Professional photos are a great asset for anyone. Organisations and businesses can feature them on their website to introduce their staff to a wider audience, and for public speakers or authors. They are a way to engage with your audience in a more personal way, allowing them to meet you and your staff virtually. Often, personal elements are the difference it takes for customers to choose you over your competitors, and headshots certainly add to the personality of your brand.
However professional headshots can be daunting to have taken! Many people are quite nervous or hesitant to have photos, and having a professional photo taken for their job isn’t any different- even if it is necessary. We’ve been capturing images of people for over half our lives, and we’ve learnt how to help others feel at ease and relax when they’re having their photo taken.
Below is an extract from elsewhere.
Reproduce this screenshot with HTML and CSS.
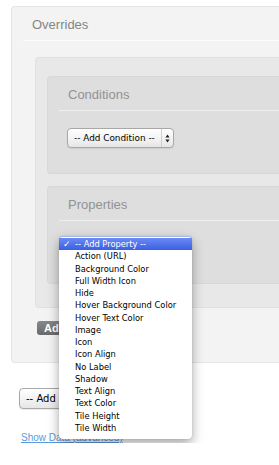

If you’re feeling a little nervous about getting in front of the camera, here are some of the tips we provide our clients with to help them relax and take a great photo.
1- Define the Purpose
Define the purpose of your head shot by considering the following questions:
Where will the photo be featured and seen?
– Is it for the business website?
– Is it for a professional event, such as a speaking engagement or presenting research?
Think about the kind of website or event, and its overall feel.
– Is it casual or is it professional?
– Is it fun or more serious?
Finally, consider what you do, and who your audience is. Different industries and different demographics have different values, which they will project when viewing your website, branding, and headshots. It’s important to consider what you want to communicate to your audience, and how they will process the information you present them with. One example of this is when we met with a business advisor who was older than us, and had worked extensively in the government sector. She advised us that wearing blazers would help us look professional to clients- however, as millenials in a creative industry, we have never seen any other photographers or videographers wear blazers- even at weddings! It isn’t a standard within our industry, or with most of the clients we work with. Establishing the message you want to give and how it can be received will guide you as you prepare for having your headshot taken- including how to pose, what to wear, and the location of your headshot.
Often when taking professional or family photos we hear the exclamation, “I don’t know what to do with my hands!” Posing for photos can feel overwhelming in the moment, and we may feel silly or uncoordinated as we try to figure out which way to look, where to stand and where our hands should go. It may feel silly, but we suggest practicing posing in front of a mirror so you can become familiar with what your body looks like as you move, and will help you feel more comfortable trying poses. Another suggestion is to make a board on Pinterest with poses you like or would like to try out, and you can share it with your photographer so they can plan for these. We’ve put together a Pinterst board here that we share with clients which you can check out for some ideas.
We will always guide our clients and make suggestions as to where to stand, how to look at the camera and what to do with their hands. Some basic tips are to stand away from the camera and angle your torso and head towards the camera; cross your arms or place your hands in your pockets; tilt your head slightly to either side or up; and stand up straight but relax your shoulders. Another idea is to have some jokes ready. Even if they’re corny, jokes help you relax and feel more comfortable, and this comes through in your photos. Natural laughter always brings out natural smiles- and forced smiles are very obvious in photos!
3- Clothing- Colours and Designs
For headshots it’s best to wear clothing with minimal designs or embellishments as these can look distracting. Block colours always look good in photos. Pick colours which suit your skin tone and don’t wash you out. Popular designs and embellishments can also date your headshot, and in turn your website. When deciding what to wear for your headshot choose clothing that reflects the feel of your organisation, as well as who you are. If you are having staff shots taken, ensure that everyone is coordinated with each other if you are all wearing uniform- it can look a little odd if there is one person not wearing a uniform!
4- Hair and Make-up
Even if you want to look natural and make-up free in your photo, we recommend taking some time to groom yourself before your photo- the camera picks up everything! You don’t have to organise a make-up artist (although it’s always nice to look polished in your shoot), but it’s important to ensure you look professional. Consider how you would dress for a day at work, or a meeting with a client. However if you wake up with a pimple it’s not the end of the world- it often happens and we will often do light touch ups on photos.
Finally it’s important to consider what kind of background or location you would like for a headshot. While headshots are predominately taken in front of a plain background, this is not a standard and you shouldn’t be limited to it! Picking a location can show your audience more about your organisation or about yourself. Consider having your photo taken in front of something associated with or a part of your organisation (like at a desk or in a workshop) or in a location you enjoy (like a park or the beach). For outdoor shoots, set aside time in the early morning or late afternoon as the harsh midday sun can cast shadows. If you are having your headshots taken at your workplace, try to organise an area that has the most amount of natural light. While we are able to take our own lighting to locations, working with natural lighting is always great.
While there are a lot of aspects to consider, at the end of the day the most important thing to do when having your headshot taken is to relax. When you are relaxed and comfortable, who you are comes through the lens and provides a great tool for connecting with your audience.